-- begin --
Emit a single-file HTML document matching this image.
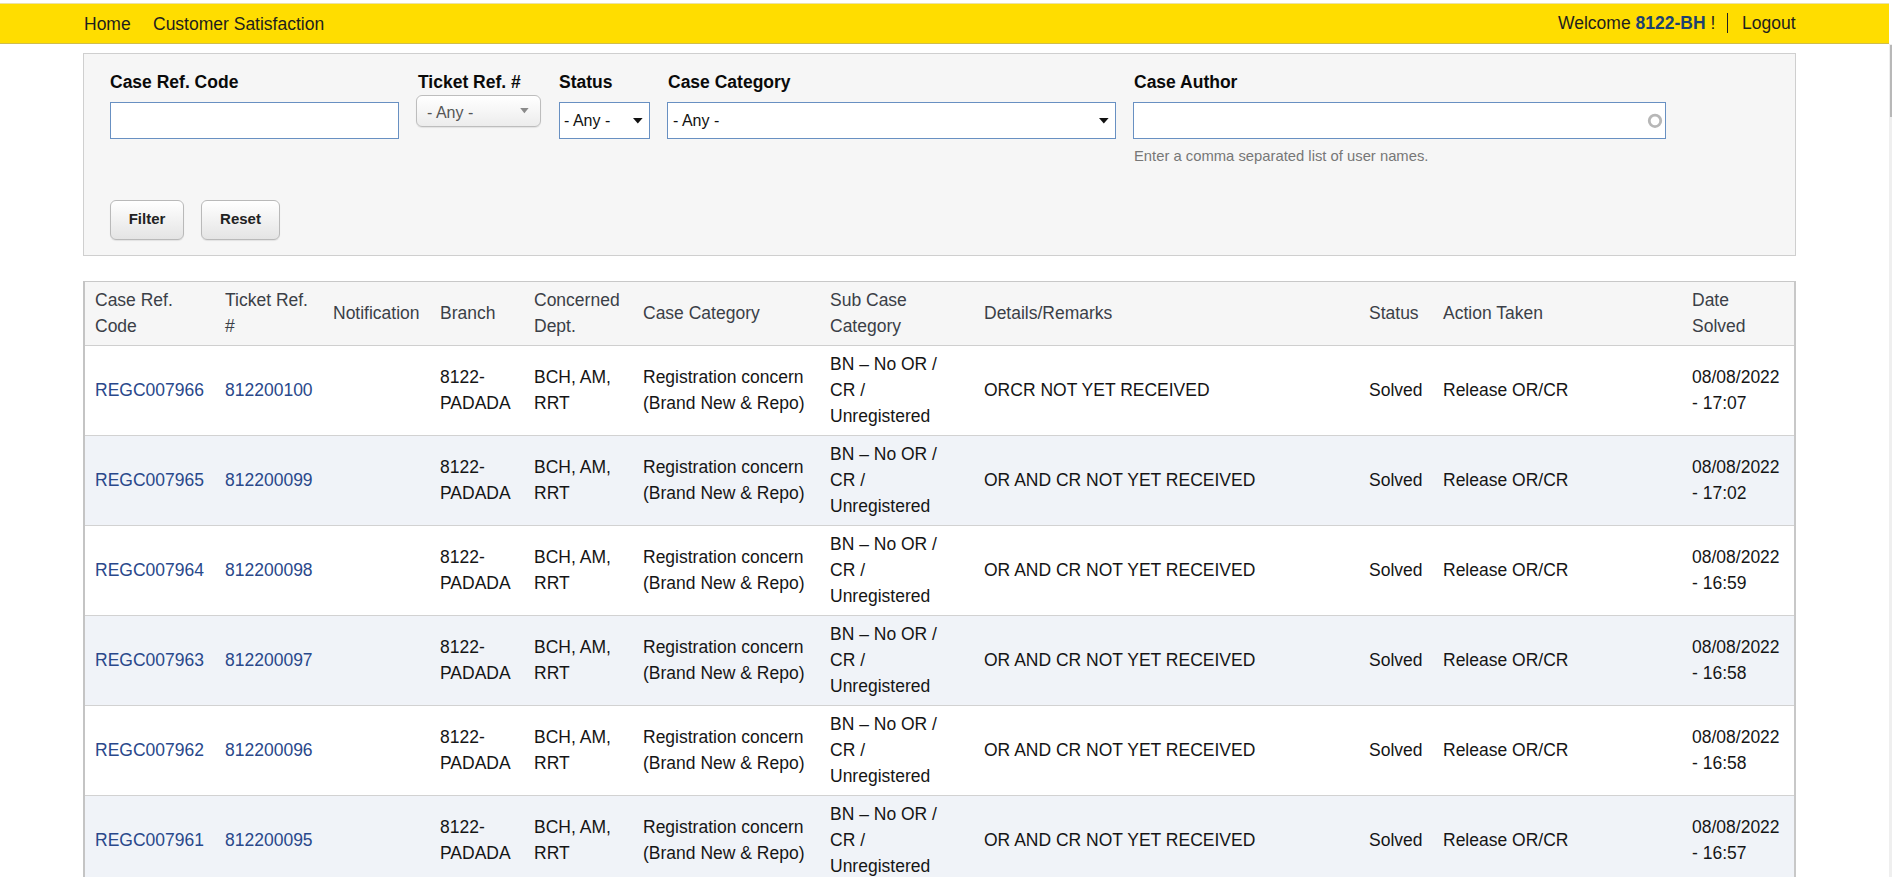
<!DOCTYPE html>
<html><head><meta charset="utf-8">
<style>
*{box-sizing:border-box;margin:0;padding:0}
html,body{width:1892px;height:877px;overflow:hidden;background:#fff;font-family:"Liberation Sans",sans-serif;color:#222}
.abs{position:absolute}
#top{position:absolute;left:0;top:3px;width:1889px;height:41px;background:#ffdd00;border-top:1px solid #ebe2a6;border-bottom:1px solid #cfbd4e}
#top span{position:absolute;font-size:17.5px;color:#1e1e1e;white-space:nowrap}
#sb{position:absolute;left:1889px;top:44px;width:3px;height:833px;background:#efefef}
#thumb{position:absolute;left:1890px;top:45px;width:2px;height:72px;background:#b8b8b8}
#panel{position:absolute;left:83px;top:53px;width:1713px;height:203px;background:#f6f6f6;border:1px solid #cfcfcf}
.lbl{position:absolute;font-weight:bold;font-size:17.5px;color:#0a0a0a;white-space:nowrap}
.inp{position:absolute;background:#fff;border:1px solid #6890c2}
.sel{position:absolute;font-size:16px;color:#111;white-space:nowrap}
.arr{position:absolute;width:0;height:0;border-left:4.75px solid transparent;border-right:4.75px solid transparent;border-top:5.2px solid #111}
.btn{position:absolute;height:40px;box-shadow:0 1px 1px rgba(0,0,0,.08);border:1px solid #b9b9b9;border-radius:6px;background:linear-gradient(#ffffff,#e4e4e4);font-weight:bold;font-size:15px;color:#222;text-align:center;line-height:36px}
#tbl{position:absolute;left:83px;top:281px;border-collapse:collapse;table-layout:fixed;font-size:17.5px;line-height:26px}
#tbl{border-left:2px solid #c4c4c4;border-right:2px solid #c8c8c8;border-top:1px solid #c8c8c8}
#tbl th{font-weight:normal;text-align:left;color:#3b3f47;background:#f6f6f6;padding:5px 0 6px 11px;vertical-align:middle;height:63px;border-bottom:1px solid #cfcfcf}
#tbl td{padding:5px 0 6px 11px;vertical-align:middle;height:89px;color:#151515;border-bottom:1px solid #d2d2d2}
#tbl tr.e td{background:#f0f3f8}
#tbl tr>*:first-child{padding-left:10px}
#tbl a{color:#29488b;text-decoration:none}
</style></head><body>
<div id="top">
  <span style="left:84px;top:10px">Home</span>
  <span style="left:153px;top:10px">Customer Satisfaction</span>
  <span style="left:1558px;top:9px">Welcome <b style="color:#1d416f">8122-BH</b> !</span>
  <span style="left:1727px;top:9px;width:1px;height:20px;background:#222"></span>
  <span style="left:1742px;top:9px">Logout</span>
</div>
<div id="sb"></div><div id="thumb"></div>
<div id="panel">
  <div class="lbl" style="left:26px;top:18px">Case Ref. Code</div>
  <div class="inp" style="left:26px;top:48px;width:289px;height:37px"></div>
  <div class="lbl" style="left:334px;top:18px">Ticket Ref. #</div>
  <div class="abs" style="left:332px;top:41px;width:125px;height:32px;border:1px solid #bdbdbd;border-radius:6px;background:linear-gradient(#ffffff 0%,#f6f6f6 50%,#ececec 100%);box-shadow:0 1px 1px rgba(0,0,0,.08)">
    <span class="sel" style="left:10px;top:8px;color:#555">- Any -</span>
    <svg class="abs" style="left:103px;top:12px" width="10" height="6"><polygon points="0.2,0 8.6,0 4.4,5.2" fill="#8a8a8a"/></svg>
  </div>
  <div class="lbl" style="left:475px;top:18px">Status</div>
  <div class="inp" style="left:475px;top:48px;width:91px;height:37px">
    <span class="sel" style="left:4px;top:9px">- Any -</span>
    <svg class="abs" style="left:73px;top:15px" width="10" height="6"><polygon points="0,0 9.6,0 4.8,5.4" fill="#111"/></svg>
  </div>
  <div class="lbl" style="left:584px;top:18px">Case Category</div>
  <div class="inp" style="left:583px;top:48px;width:449px;height:37px">
    <span class="sel" style="left:5px;top:9px">- Any -</span>
    <svg class="abs" style="left:431px;top:15px" width="10" height="6"><polygon points="0,0 9.6,0 4.8,5.4" fill="#111"/></svg>
  </div>
  <div class="lbl" style="left:1050px;top:18px">Case Author</div>
  <div class="inp" style="left:1049px;top:48px;width:533px;height:37px">
    <svg class="abs" style="left:513px;top:10px" width="16" height="16"><circle cx="8" cy="7.8" r="5.75" fill="none" stroke="#b7b7b7" stroke-width="2.8"/></svg>
  </div>
  <div class="abs" style="left:1050px;top:93.5px;font-size:14.8px;color:#777;white-space:nowrap">Enter a comma separated list of user names.</div>
  <div class="btn" style="left:26px;top:146px;width:74px">Filter</div>
  <div class="btn" style="left:117px;top:146px;width:79px">Reset</div>
</div>
<table id="tbl">
<colgroup><col style="width:130px"><col style="width:108px"><col style="width:107px"><col style="width:94px"><col style="width:109px"><col style="width:187px"><col style="width:154px"><col style="width:385px"><col style="width:74px"><col style="width:249px"><col style="width:114px"></colgroup>
<tr><th>Case Ref.<br>Code</th><th>Ticket Ref.<br>#</th><th>Notification</th><th>Branch</th><th>Concerned<br>Dept.</th><th>Case Category</th><th>Sub Case<br>Category</th><th>Details/Remarks</th><th>Status</th><th>Action Taken</th><th>Date<br>Solved</th></tr>
<tr><td><a>REGC007966</a></td><td><a>812200100</a></td><td></td><td>8122-<br>PADADA</td><td>BCH, AM,<br>RRT</td><td>Registration concern<br>(Brand New &amp; Repo)</td><td>BN – No OR /<br>CR /<br>Unregistered</td><td>ORCR NOT YET RECEIVED</td><td>Solved</td><td>Release OR/CR</td><td>08/08/2022<br>- 17:07</td></tr>
<tr class="e"><td><a>REGC007965</a></td><td><a>812200099</a></td><td></td><td>8122-<br>PADADA</td><td>BCH, AM,<br>RRT</td><td>Registration concern<br>(Brand New &amp; Repo)</td><td>BN – No OR /<br>CR /<br>Unregistered</td><td>OR AND CR NOT YET RECEIVED</td><td>Solved</td><td>Release OR/CR</td><td>08/08/2022<br>- 17:02</td></tr>
<tr><td><a>REGC007964</a></td><td><a>812200098</a></td><td></td><td>8122-<br>PADADA</td><td>BCH, AM,<br>RRT</td><td>Registration concern<br>(Brand New &amp; Repo)</td><td>BN – No OR /<br>CR /<br>Unregistered</td><td>OR AND CR NOT YET RECEIVED</td><td>Solved</td><td>Release OR/CR</td><td>08/08/2022<br>- 16:59</td></tr>
<tr class="e"><td><a>REGC007963</a></td><td><a>812200097</a></td><td></td><td>8122-<br>PADADA</td><td>BCH, AM,<br>RRT</td><td>Registration concern<br>(Brand New &amp; Repo)</td><td>BN – No OR /<br>CR /<br>Unregistered</td><td>OR AND CR NOT YET RECEIVED</td><td>Solved</td><td>Release OR/CR</td><td>08/08/2022<br>- 16:58</td></tr>
<tr><td><a>REGC007962</a></td><td><a>812200096</a></td><td></td><td>8122-<br>PADADA</td><td>BCH, AM,<br>RRT</td><td>Registration concern<br>(Brand New &amp; Repo)</td><td>BN – No OR /<br>CR /<br>Unregistered</td><td>OR AND CR NOT YET RECEIVED</td><td>Solved</td><td>Release OR/CR</td><td>08/08/2022<br>- 16:58</td></tr>
<tr class="e"><td><a>REGC007961</a></td><td><a>812200095</a></td><td></td><td>8122-<br>PADADA</td><td>BCH, AM,<br>RRT</td><td>Registration concern<br>(Brand New &amp; Repo)</td><td>BN – No OR /<br>CR /<br>Unregistered</td><td>OR AND CR NOT YET RECEIVED</td><td>Solved</td><td>Release OR/CR</td><td>08/08/2022<br>- 16:57</td></tr>
</table>
</body></html>
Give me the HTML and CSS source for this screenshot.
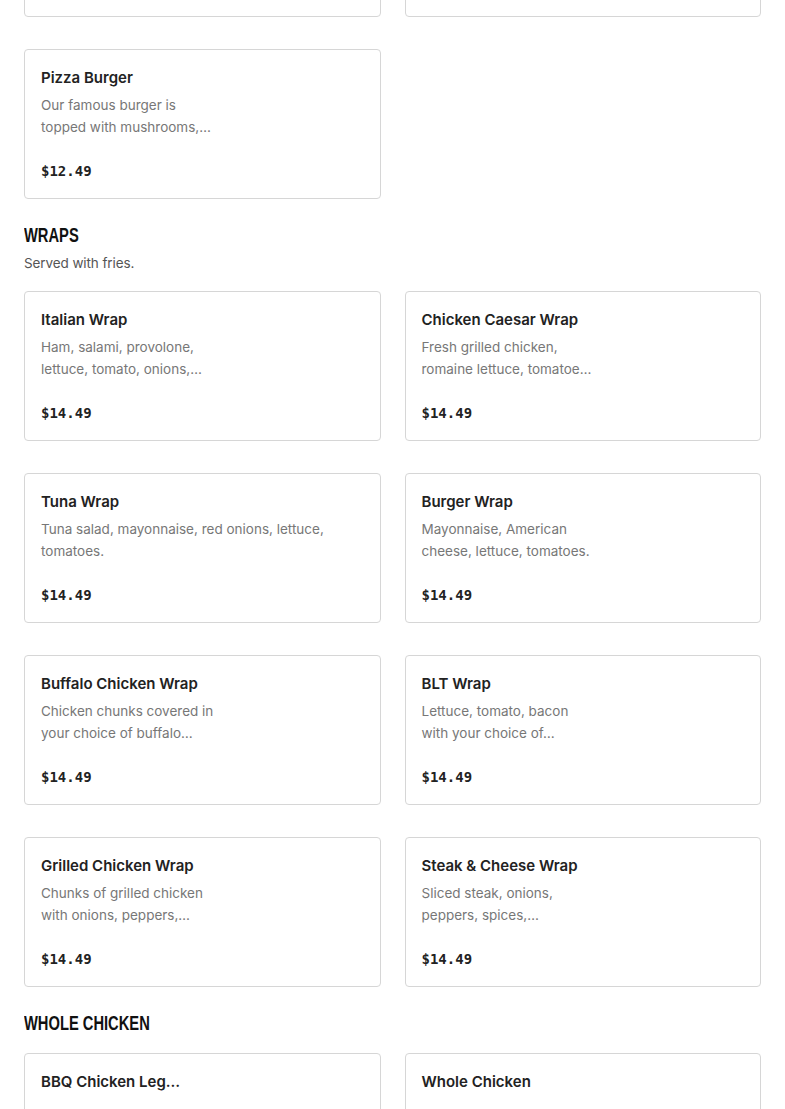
-- end --
Copy out every line holding the string "this".

Emit a single-file HTML document matching this image.
Give me the HTML and CSS source for this screenshot.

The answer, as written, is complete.